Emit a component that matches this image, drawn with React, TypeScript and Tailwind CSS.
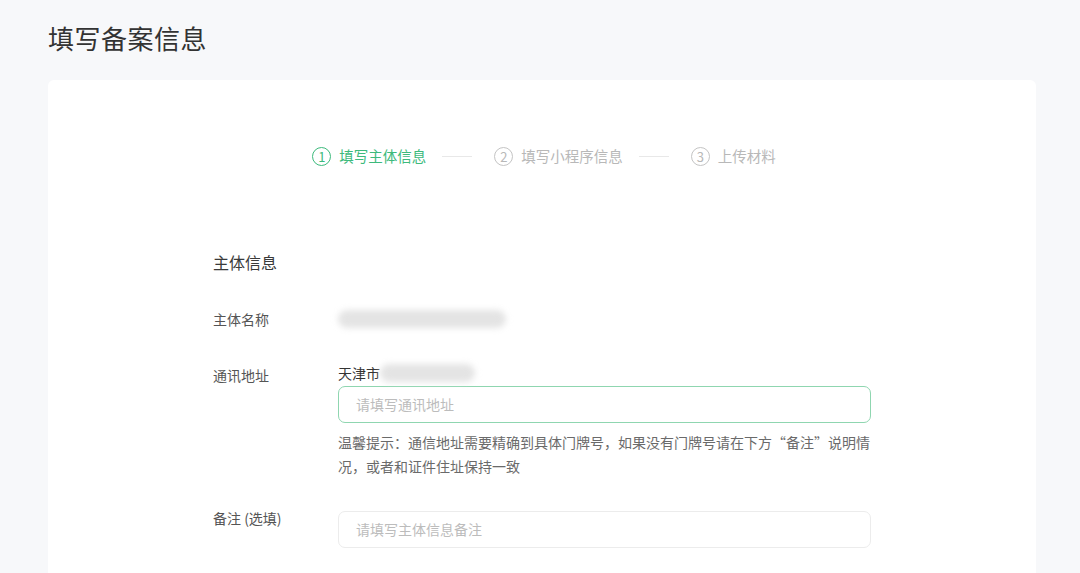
const font = { fontFamily: '"Noto Sans CJK SC", "Noto Sans", sans-serif' };

function Step({ n, label, active }: { n: string; label: string; active?: boolean }) {
  return (
    <div className={`flex items-center gap-[8px] ${active ? 'text-[#3dba7c]' : 'text-[#b8b8b8]'}`}>
      <span
        className={`w-[19px] h-[19px] rounded-full border-[1.5px] flex items-center justify-center text-[13px] leading-none ${
          active ? 'border-[#3dba7c]' : 'border-[#c4c4c4]'
        }`}
      >
        {n}
      </span>
      <span className="text-[14.5px] leading-[20px]">{label}</span>
    </div>
  );
}

function Line() {
  return <div className="w-[30px] h-px bg-[#e8e8e8] ml-[16px] mr-[22px]" />;
}

function Blur({ w }: { w: number }) {
  return <div className="h-[18px] rounded-full bg-[#e4e4e4] blur-[3px]" style={{ width: w }} />;
}

export default function App() {
  return (
    <div className="min-h-[573px] bg-[#f7f8fa] pl-[48px] pr-[44px] pt-[20px] overflow-hidden" style={font}>
      <h1 className="text-[26px] leading-[36px] text-[#333] tracking-[0.5px]">填写备案信息</h1>

      <div className="mt-[24px] bg-white rounded-[6px] h-[520px] pt-[66px]">
        {/* Steps */}
        <div className="flex items-center justify-center pl-[4px]">
          <Step n="1" label="填写主体信息" active />
          <Line />
          <Step n="2" label="填写小程序信息" />
          <Line />
          <Step n="3" label="上传材料" />
        </div>

        {/* Form */}
        <div className="pl-[165px] mt-[85px] text-[14px] text-[#555]">
          <div className="text-[16px] leading-[22px] text-[#3a3a3a]">主体信息</div>

          <div className="flex items-center mt-[35px] h-[22px]">
            <div className="w-[125px]">主体名称</div>
            <Blur w={168} />
          </div>

          <div className="flex mt-[34px]">
            <div className="w-[125px] leading-[22px]">通讯地址</div>
            <div className="w-[533px]">
              <div className="flex items-center h-[22px] -mt-[2px] text-[#333]">
                <span>天津市</span>
                <Blur w={95} />
              </div>
              <div className="mt-[2px] h-[37px] rounded-[7px] border border-[#8fd6b0] flex items-center px-[17px] text-[#bcbcbc]">
                请填写通讯地址
              </div>
              <p className="mt-[7px] leading-[24px] text-[#6a6a6a]">
                温馨提示：通信地址需要精确到具体门牌号，如果没有门牌号请在下方“备注”说明情况，或者和证件住址保持一致
              </p>
            </div>
          </div>

          <div className="flex mt-[33px]">
            <div className="w-[125px] leading-[22px] -mt-[4px]">备注 (选填)</div>
            <div className="w-[533px] h-[37px] rounded-[7px] border border-[#ececec] flex items-center px-[17px] text-[#bcbcbc]">
              请填写主体信息备注
            </div>
          </div>
        </div>
      </div>
    </div>
  );
}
===============
## Task requirements
Repeat the data exactly, dropping every picture it holds.

## Exercise answer
Emit a component that matches this image, drawn with React, TypeScript and Tailwind CSS.
const font = { fontFamily: '"Noto Sans CJK SC", "Noto Sans", sans-serif' };

function Step({ n, label, active }: { n: string; label: string; active?: boolean }) {
  return (
    <div className={`flex items-center gap-[8px] ${active ? 'text-[#3dba7c]' : 'text-[#b8b8b8]'}`}>
      <span
        className={`w-[19px] h-[19px] rounded-full border-[1.5px] flex items-center justify-center text-[13px] leading-none ${
          active ? 'border-[#3dba7c]' : 'border-[#c4c4c4]'
        }`}
      >
        {n}
      </span>
      <span className="text-[14.5px] leading-[20px]">{label}</span>
    </div>
  );
}

function Line() {
  return <div className="w-[30px] h-px bg-[#e8e8e8] ml-[16px] mr-[22px]" />;
}

function Blur({ w }: { w: number }) {
  return <div className="h-[18px] rounded-full bg-[#e4e4e4] blur-[3px]" style={{ width: w }} />;
}

export default function App() {
  return (
    <div className="min-h-[573px] bg-[#f7f8fa] pl-[48px] pr-[44px] pt-[20px] overflow-hidden" style={font}>
      <h1 className="text-[26px] leading-[36px] text-[#333] tracking-[0.5px]">填写备案信息</h1>

      <div className="mt-[24px] bg-white rounded-[6px] h-[520px] pt-[66px]">
        {/* Steps */}
        <div className="flex items-center justify-center pl-[4px]">
          <Step n="1" label="填写主体信息" active />
          <Line />
          <Step n="2" label="填写小程序信息" />
          <Line />
          <Step n="3" label="上传材料" />
        </div>

        {/* Form */}
        <div className="pl-[165px] mt-[85px] text-[14px] text-[#555]">
          <div className="text-[16px] leading-[22px] text-[#3a3a3a]">主体信息</div>

          <div className="flex items-center mt-[35px] h-[22px]">
            <div className="w-[125px]">主体名称</div>
            <Blur w={168} />
          </div>

          <div className="flex mt-[34px]">
            <div className="w-[125px] leading-[22px]">通讯地址</div>
            <div className="w-[533px]">
              <div className="flex items-center h-[22px] -mt-[2px] text-[#333]">
                <span>天津市</span>
                <Blur w={95} />
              </div>
              <div className="mt-[2px] h-[37px] rounded-[7px] border border-[#8fd6b0] flex items-center px-[17px] text-[#bcbcbc]">
                请填写通讯地址
              </div>
              <p className="mt-[7px] leading-[24px] text-[#6a6a6a]">
                温馨提示：通信地址需要精确到具体门牌号，如果没有门牌号请在下方“备注”说明情况，或者和证件住址保持一致
              </p>
            </div>
          </div>

          <div className="flex mt-[33px]">
            <div className="w-[125px] leading-[22px] -mt-[4px]">备注 (选填)</div>
            <div className="w-[533px] h-[37px] rounded-[7px] border border-[#ececec] flex items-center px-[17px] text-[#bcbcbc]">
              请填写主体信息备注
            </div>
          </div>
        </div>
      </div>
    </div>
  );
}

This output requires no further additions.